Approximately 30 percent of our tenure lies in the Keen Creek drainage. Access is from Hwy 31A, through the South Fork community. The steep and narrow valley runs roughly North / South – which means that the sun reaches the narrow valley floor only briefly during the day, when right overhead. It’s a fabulously shady place on a hot summer day, next to glacier-fed Keen Creek, the old Cedars, devilsclub and moist moss. You can inspect the springboard notches left in giant old stumps from a long time ago.
But it’s the winter and spring that amplify the deep-freeze qualities in the valley floor, when the sun is low behind the snowy mountains and fails to make its brief visit overhead. While mountain tops are bathed in the spring sun, its rays are melting the white slopes in the high and mid elevations and turn the tap on for a wild spring freshet rushing down into the dark valley bottom where the road and ditches are still covered under 3 feet of snow and ice. The water comes down the steep slopes with a force, some of it going underground, shooting up through the road surface and adjacent forest floor in geysers.

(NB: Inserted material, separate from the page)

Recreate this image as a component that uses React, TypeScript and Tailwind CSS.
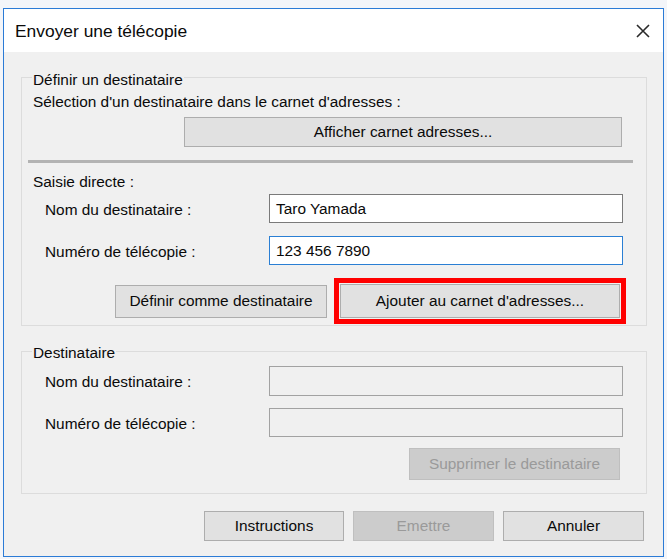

This reversal of climate in itself would be bad enough, but geology brought soils high in silt into the mix. Silt rubbed between the fingers feels very fine, floury when dry, slippery-soapy when wet, non-cohesive….. and there you have it.
We had spent well over $200,000 in 2015 upgrading unstable sections of the road with log cribbings (such as in the photo above) and bridges. During the spring of 2018 we spent $25,000 maintaining access into this valley to plant trees, including almost daily shovel work to manage water. We commissioned a geo-technical report over the summer with hopes that upgrades and additions of additional drainage structures and careful maintenance may make the road manageable for the future. We were able to install some, but not all recommendations from this report due to a delay in construction equipment and winter settling in. Works included 13 additional culverts, ditching and in-sloping of the road in difficult sections at a cost of $15,000. Recent Keen works were done by Shane McKinnon and Ron Jardine.